A bovine tuberculosis imposed quarantine was lifted on six premises in southern Alberta yesterday.
Testing continues on about 45 herds, where 26,000 animals remain under quarantine, said Dr. Harpreet Kochhar, chief veterinary officer for the Canadian Food Inspection Agency.
No further positive cases have been detected, and the last round of animals that reacted to the tests showed no clinical signs of disease at post mortem inspection, he told reporters.
The quarantines may not be lifted right away once all the cattle have been tested by early January, said Kochhar.

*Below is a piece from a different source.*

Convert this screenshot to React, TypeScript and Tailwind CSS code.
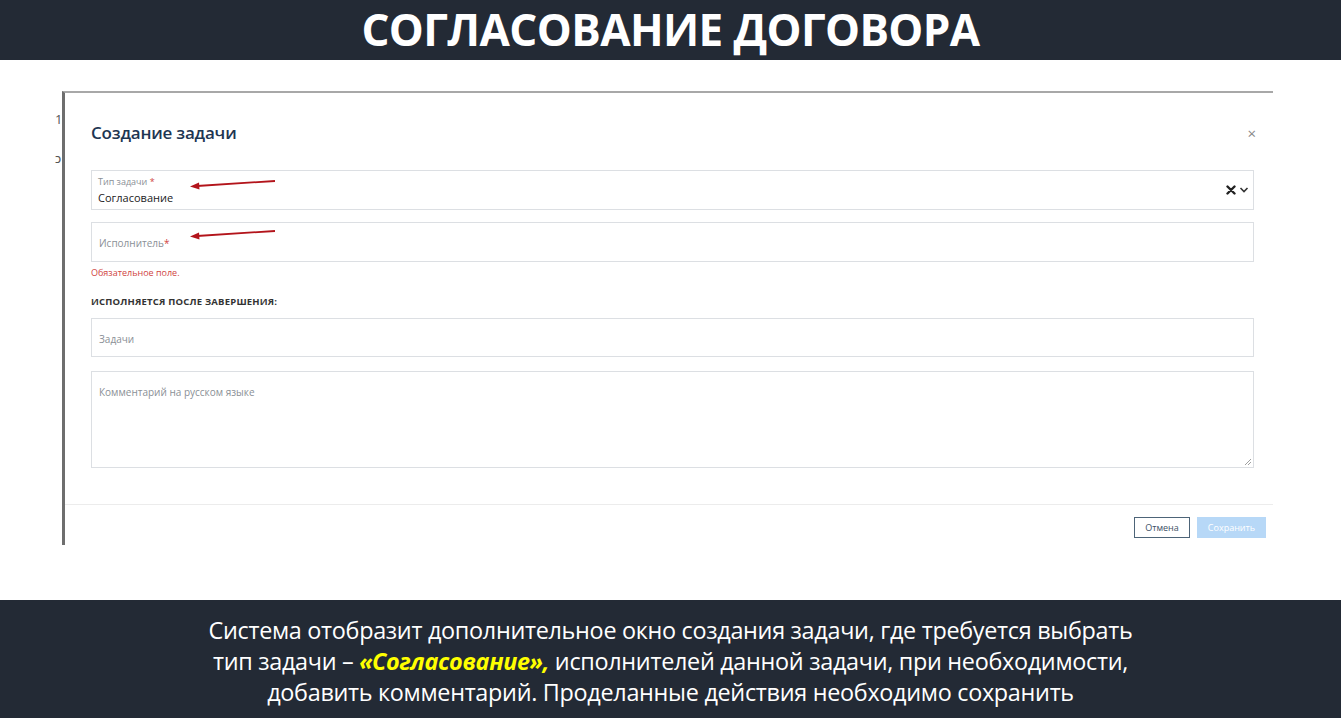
import React from 'react';

function RedArrow() {
  return (
    <svg width="88" height="12" viewBox="0 0 88 12" className="absolute">
      <line x1="86" y1="2" x2="8" y2="7" stroke="#b3141b" strokeWidth="1.8" />
      <polygon points="1,7.5 10,3.5 10.5,10.5" fill="#b3141b" />
    </svg>
  );
}

function SelectIcons() {
  return (
    <div className="flex items-center gap-[3px] text-[#222]">
      <svg width="10" height="10" viewBox="0 0 10 10">
        <path d="M1.5 1.5 L8.5 8.5 M8.5 1.5 L1.5 8.5" stroke="#222" strokeWidth="2.4" strokeLinecap="round" />
      </svg>
      <svg width="10" height="8" viewBox="0 0 10 8">
        <path d="M1.5 2 L5 5.5 L8.5 2" stroke="#333" strokeWidth="1.6" fill="none" />
      </svg>
    </div>
  );
}

export default function App() {
  return (
    <div className="w-[1341px] h-[718px] flex flex-col bg-white overflow-hidden" style={{ fontFamily: '"Open Sans", "Noto Sans", sans-serif' }}>
      {/* Header */}
      <div className="h-[60px] bg-[#232a35] flex items-start justify-center">
        <h1 className="text-white font-bold text-[44px] leading-[58px] tracking-[-0.6px]">
          СОГЛАСОВАНИЕ ДОГОВОРА
        </h1>
      </div>

      {/* Screenshot area */}
      <div className="h-[540px] relative">
        <div className="absolute left-[55px] top-[53px] text-[#555] text-[13px] leading-none">1</div>
        <div className="absolute left-[55px] top-[92px] text-[#555] text-[13px] leading-none">ɔ</div>

        <div className="ml-[62px] mt-[31px] w-[1211px] h-[454px] border-l-[3px] border-l-[#6e6e6e] border-t-[2px] border-t-[#a8a8a8] flex flex-col">
          <div className="pl-[26px] pr-[19px] flex-1">
            {/* Title row */}
            <div className="flex items-center justify-between h-[40px] mt-[20px]">
              <h2 className="text-[17px] font-semibold text-[#1e3652] tracking-[-0.2px]">Создание задачи</h2>
              <span className="text-[#888] text-[15px] leading-none mr-[-2px]">×</span>
            </div>

            {/* Тип задачи */}
            <div className="relative mt-[17px] h-[40px] w-[1163px] border border-[#dcdfe3] flex items-center justify-between pl-[6px] pr-[4px]">
              <div className="flex flex-col">
                <span className="text-[9px] text-[#8a8f96] leading-[10px] mt-[1px]">
                  Тип задачи <span className="text-[#d0453f]">*</span>
                </span>
                <span className="text-[11px] text-[#222] leading-[14px] mt-[4px]">Согласование</span>
              </div>
              <SelectIcons />
              <div className="absolute left-[97px] top-[8px]">
                <RedArrow />
              </div>
            </div>

            {/* Исполнитель */}
            <div className="relative mt-[12px] h-[40px] w-[1163px] border border-[#dcdfe3] flex items-center pl-[7px]">
              <span className="text-[10px] text-[#8a8f96] mt-[2px]">
                Исполнитель<span className="text-[#d0453f]">*</span>
              </span>
              <div className="absolute left-[97px] top-[6px]">
                <RedArrow />
              </div>
            </div>
            <div className="text-[9px] text-[#d0453f] mt-[5px] leading-[12px]">Обязательное поле.</div>

            <div className="text-[9.5px] font-bold text-[#333] mt-[17px] leading-[12px] tracking-[0.2px]">
              ИСПОЛНЯЕТСЯ ПОСЛЕ ЗАВЕРШЕНИЯ:
            </div>

            {/* Задачи */}
            <div className="mt-[10px] h-[39px] w-[1163px] border border-[#dcdfe3] flex items-center pl-[7px]">
              <span className="text-[10px] text-[#8a8f96] mt-[3px]">Задачи</span>
            </div>

            {/* Комментарий */}
            <div className="relative mt-[14px] h-[97px] w-[1163px] border border-[#dcdfe3] pl-[7px] pt-[6px]">
              <span className="text-[10px] text-[#8a8f96] leading-none">Комментарий на русском языке</span>
              <svg width="8" height="8" viewBox="0 0 8 8" className="absolute right-[1px] bottom-[1px]">
                <path d="M7 1 L1 7 M7 4 L4 7" stroke="#888" strokeWidth="0.8" />
              </svg>
            </div>
          </div>

          {/* Footer */}
          <div className="h-[41px] border-t border-[#ececec] flex items-start justify-end pr-[7px] pt-[12px] gap-[7px]">
            <button className="h-[21px] w-[56px] border-[1.5px] border-[#4d6478] text-[9px] text-[#3b5066] flex items-center justify-center">
              Отмена
            </button>
            <button className="h-[21px] w-[69px] bg-[#b7d8f7] text-[9px] text-white flex items-center justify-center">
              Сохранить
            </button>
          </div>
        </div>
      </div>

      {/* Bottom caption */}
      <div className="flex-1 bg-[#232a35] flex items-center justify-center">
        <p className="text-white text-[23.4px] leading-[31px] text-center tracking-[-0.3px] mt-[4px]">
          Система отобразит дополнительное окно создания задачи, где требуется выбрать
          <br />
          тип задачи – <span className="text-[#ffff00] font-bold italic">«Согласование»,</span> исполнителей данной задачи, при необходимости,
          <br />
          добавить комментарий. Проделанные действия необходимо сохранить
        </p>
      </div>
    </div>
  );
}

Further tests done on reactor animals can take eight to 12 weeks because the cultures grow slowly before a positive or negative confirmation is reached, he said.
The federal and Alberta governments are working with producers to deliver compensation to cover expenses through AgriRecovery and the cash advance program. About $16.7 million is available to cover feed costs, corrals and water infrastructure, transportation and disinfection of premises.
“Regarding the situation in Saskatchewan, government officials continue to monitor the situation. The program is available should the province wish to participate,” said Rosser Lloyd, director general of the business risk management programs directorate with Agriculture Canada.
In addition, animals ordered destroyed by the CFIA are paid for based on a grid formula.
This is separate from the business risk management programs.
About $1.5 million has been paid in compensation, and feedback from producers is being taken into consideration, said Lloyd.
The maximum payment is $4,500 for commercial animals and $10,000 for a purebred when the CFIA orders an animal destroyed.
Work is continuing with producers to determine the fair market value of cattle involved, said Kochhar.
For cows, the evaluation will take into account the age of the animal but does not include the value of the calves that it would have had in the future. The compensation for pregnant cows will be adjusted by $700 per animal, according to Agriculture Canada.